PIEDMONT -- The city of Piedmont is suing the owners of a Maxwelton Road property to recover costs the city incurred to clean up a landslide that blocked Moraga Avenue in April 2012.
The lawsuit was filed on April 18 of this year in Alameda County Superior Court by City Attorney Tom Curry of the Burke, Williams & Sorenson law firm.
It alleges that Bret Beresford Wood and Elisabeth Beresford Wood, owners of the property at 3 Maxwelton Road, were negligent in the use and maintenance of their property, causing the landslide on April 13, 2012. The landslide closed Moraga Avenue for a day, downed power lines and uprooted at least three large pine trees.

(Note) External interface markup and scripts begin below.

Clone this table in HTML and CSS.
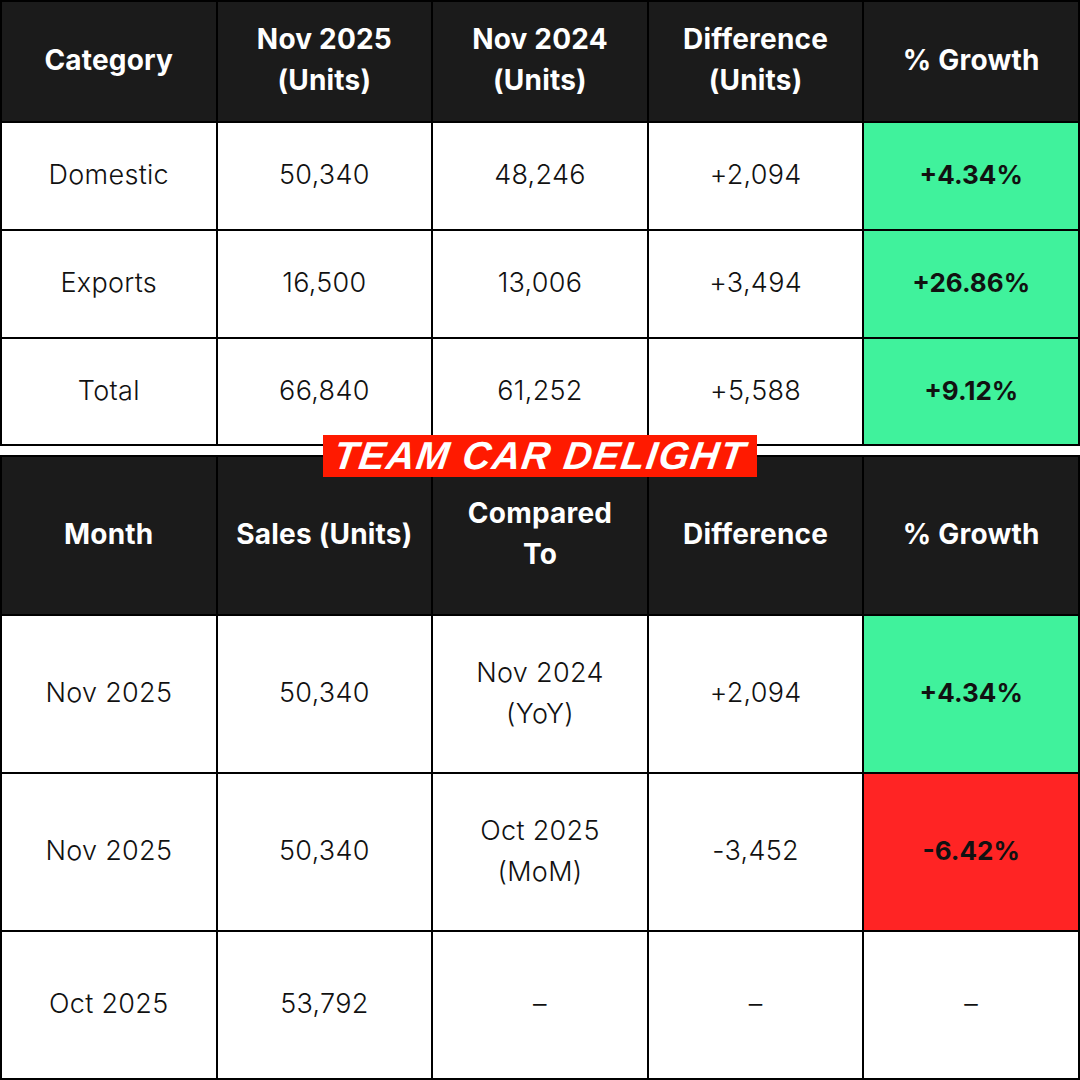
FILE: index.html
```html
<!DOCTYPE html>
<html>
<head>
<meta charset="utf-8">
<link rel="stylesheet" href="styles.css">
</head>
<body>
<div class="page">
  <div class="table t1">
    <div class="cell head">Category</div>
    <div class="cell head">Nov 2025<br>(Units)</div>
    <div class="cell head">Nov 2024<br>(Units)</div>
    <div class="cell head">Difference<br>(Units)</div>
    <div class="cell head">% Growth</div>

    <div class="cell">Domestic</div>
    <div class="cell">50,340</div>
    <div class="cell">48,246</div>
    <div class="cell">+2,094</div>
    <div class="cell up">+4.34%</div>

    <div class="cell">Exports</div>
    <div class="cell">16,500</div>
    <div class="cell">13,006</div>
    <div class="cell">+3,494</div>
    <div class="cell up">+26.86%</div>

    <div class="cell">Total</div>
    <div class="cell">66,840</div>
    <div class="cell">61,252</div>
    <div class="cell">+5,588</div>
    <div class="cell up">+9.12%</div>
  </div>

  <div class="table t2">
    <div class="cell head">Month</div>
    <div class="cell head">Sales (Units)</div>
    <div class="cell head">Compared<br>To</div>
    <div class="cell head">Difference</div>
    <div class="cell head">% Growth</div>

    <div class="cell">Nov 2025</div>
    <div class="cell">50,340</div>
    <div class="cell">Nov 2024<br>(YoY)</div>
    <div class="cell">+2,094</div>
    <div class="cell up">+4.34%</div>

    <div class="cell">Nov 2025</div>
    <div class="cell">50,340</div>
    <div class="cell">Oct 2025<br>(MoM)</div>
    <div class="cell">-3,452</div>
    <div class="cell down">-6.42%</div>

    <div class="cell">Oct 2025</div>
    <div class="cell">53,792</div>
    <div class="cell">–</div>
    <div class="cell">–</div>
    <div class="cell">–</div>
  </div>

  <div class="logo"><span>TEAM CAR DELIGHT</span></div>
</div>
</body>
</html>
```
FILE: styles.css
```css
html, body {
  margin: 0;
  padding: 0;
  background: #ffffff;
}

.page {
  position: relative;
  width: 1080px;
  height: 1080px;
  display: flex;
  flex-direction: column;
  gap: 9px;
  font-family: "Inter", "Liberation Sans", sans-serif;
  color: #111111;
}

.table {
  display: grid;
  grid-template-columns: repeat(5, 1fr);
  gap: 2px;
  padding: 2px;
  background: #000000;
}

.t1 {
  grid-template-rows: 119px 106px 106px 105px;
}

.t2 {
  grid-template-rows: 157px 156px 156px 146px;
}

.cell {
  background: #ffffff;
  display: flex;
  align-items: center;
  justify-content: center;
  text-align: center;
  font-size: 27px;
  line-height: 41px;
  font-weight: 300;
  letter-spacing: 0.3px;
  padding-bottom: 3px;
}

.cell.head {
  background: #1b1b1b;
  color: #ffffff;
  font-weight: 700;
  font-size: 28px;
  letter-spacing: 0.2px;
}

.cell.up {
  background: #40f29c;
  font-weight: 700;
  font-size: 26px;
  letter-spacing: 0;
}

.cell.down {
  background: #ff2424;
  font-weight: 700;
  font-size: 26px;
  letter-spacing: 0;
}

.logo {
  position: absolute;
  left: 323px;
  top: 435px;
  width: 434px;
  height: 42px;
  background: #ff1a00;
  display: flex;
  align-items: center;
  justify-content: center;
  overflow: hidden;
}

.logo span {
  font-family: "Liberation Sans", sans-serif;
  font-weight: 700;
  font-style: italic;
  font-size: 39px;
  line-height: 42px;
  color: #ffffff;
  letter-spacing: 1.5px;
  transform: skewX(-8deg);
}
```
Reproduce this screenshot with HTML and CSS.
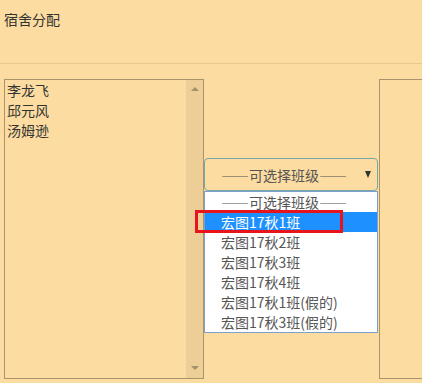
FILE: index.html
```html
<!DOCTYPE html>
<html lang="zh">
<head>
<meta charset="utf-8">
<title>宿舍分配</title>
<link rel="stylesheet" href="styles.css">
</head>
<body>
<div class="page">
  <div class="header">宿舍分配</div>
  <div class="main">
    <div class="listbox">
      <ul class="items">
        <li>李龙飞</li>
        <li>邱元风</li>
        <li>汤姆逊</li>
      </ul>
      <div class="scrollbar">
        <span class="arrow-up"></span>
        <span class="arrow-down"></span>
      </div>
    </div>
    <div class="middle">
      <div class="select">
        <span class="select-text">——可选择班级——</span>
        <span class="caret"></span>
      </div>
      <div class="dropdown">
        <div class="option">——可选择班级——</div>
        <div class="option selected">宏图17秋1班</div>
        <div class="option">宏图17秋2班</div>
        <div class="option">宏图17秋3班</div>
        <div class="option">宏图17秋4班</div>
        <div class="option">宏图17秋1班(假的)</div>
        <div class="option">宏图17秋3班(假的)</div>
        <div class="mark"></div>
      </div>
    </div>
    <div class="listbox right"></div>
  </div>
</div>
</body>
</html>
```

FILE: styles.css
```css
html, body {
  margin: 0;
  padding: 0;
  background: #fcdca0;
  overflow: hidden;
}
body {
  width: 422px;
  height: 383px;
  font-family: "Noto Sans CJK SC", "Noto Sans", sans-serif;
  font-size: 14px;
  color: #333;
}
.header {
  height: 54px;
  padding: 9px 0 0 4px;
  line-height: 20px;
  border-bottom: 1px solid #e9c78e;
}
.main {
  display: flex;
  align-items: flex-start;
  padding: 15px 0 0 4px;
}
.listbox {
  box-sizing: border-box;
  width: 200px;
  height: 300px;
  border: 1px solid #a8946c;
  display: flex;
  flex-shrink: 0;
}
.items {
  list-style: none;
  margin: 0;
  padding: 0 0 0 2px;
  flex: 1;
  line-height: 20px;
  color: #333;
}
.scrollbar {
  width: 17px;
  background: #ecce96;
  display: flex;
  flex-direction: column;
  justify-content: space-between;
  align-items: center;
  padding: 7px 0 8px;
}
.arrow-up, .arrow-down {
  width: 0;
  height: 0;
  border-left: 4px solid transparent;
  border-right: 4px solid transparent;
}
.arrow-up {
  border-bottom: 4px solid #a4906a;
}
.arrow-down {
  border-top: 4px solid #a4906a;
}
.middle {
  width: 175px;
  flex-shrink: 0;
  padding-top: 79px;
}
.select {
  box-sizing: border-box;
  width: 174px;
  height: 33px;
  border: 1px solid #76a6a6;
  border-radius: 4px;
  display: flex;
  align-items: center;
  padding: 0 6px 0 16px;
  color: #555;
}
.select-text {
  flex: 1;
}
.caret {
  width: 0;
  height: 0;
  border-left: 3.5px solid transparent;
  border-right: 3.5px solid transparent;
  border-top: 7px solid #333;
}
.dropdown {
  position: relative;
  box-sizing: border-box;
  width: 174px;
  border: 1px solid #7d9fcc;
  background: #fff;
}
.option {
  height: 20px;
  line-height: 20px;
  padding-left: 16px;
  color: #555;
}
.option.selected {
  background: #1e90ff;
  color: #fff;
}
.mark {
  position: absolute;
  left: -10px;
  top: 18px;
  width: 142px;
  height: 17px;
  border: 3px solid #e8141c;
}
.listbox.right {
  flex: 1;
  width: auto;
  flex-shrink: 1;
  min-width: 0;
  border-right: none;
}
```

The city had to remove the trees, clear the roadway of debris and dispose of the soil that was temporarily stockpiled in Blair Park.
The property rented to a tenant is a new, large, single family home located on the steep flank of a ridge above a steep-sided canyon. Moraga Avenue lies downslope from the Woods' property. Geotechnical engineers hired separately by the city and the homeowners concluded that the cause of the landslide was improperly maintained drainage on the property resulting in an overburdened drainage pipe.
The city sent a letter to the Woods in April 2012 following the landslide, contending that the Woods were responsible for all costs the city incurred from the landslide. The city also told the defendants they were responsible for all costs to permanently repair and stabilize the hillside on their property. They also spoke with the Woods several times.
"We sent them a file showing where we spent the money and demand letters saying, 'Please pay us,'" City Administrator Geoff Grote said.
The City Council in recent closed sessions decided it had to file the lawsuit because the Woods were not responsive to the city's demands, Grote said.
In September 2012, the city granted the Woods a permit to perform the necessary remediation work on their property. At that time, the Woods deposited $5,000 with the city in exchange for a permit. The lawsuit alleges the work was begun but not completed. The city estimates their cost of at least $41,000 to clean up the landslide. It also claims about $9,250 more to cover oversight of the remediation work on the property. The city is requesting a permanent injunction requiring the defendants to take all actions necessary to eliminate soil and debris sliding down onto Moraga Avenue or any other private or public property.
The Piedmonter was unable to reach the Woods, who live in Lafayette, or their attorney by deadline for comment. An assistant in Curry's office said Wednesday they also had no contact information for the Woods' attorney.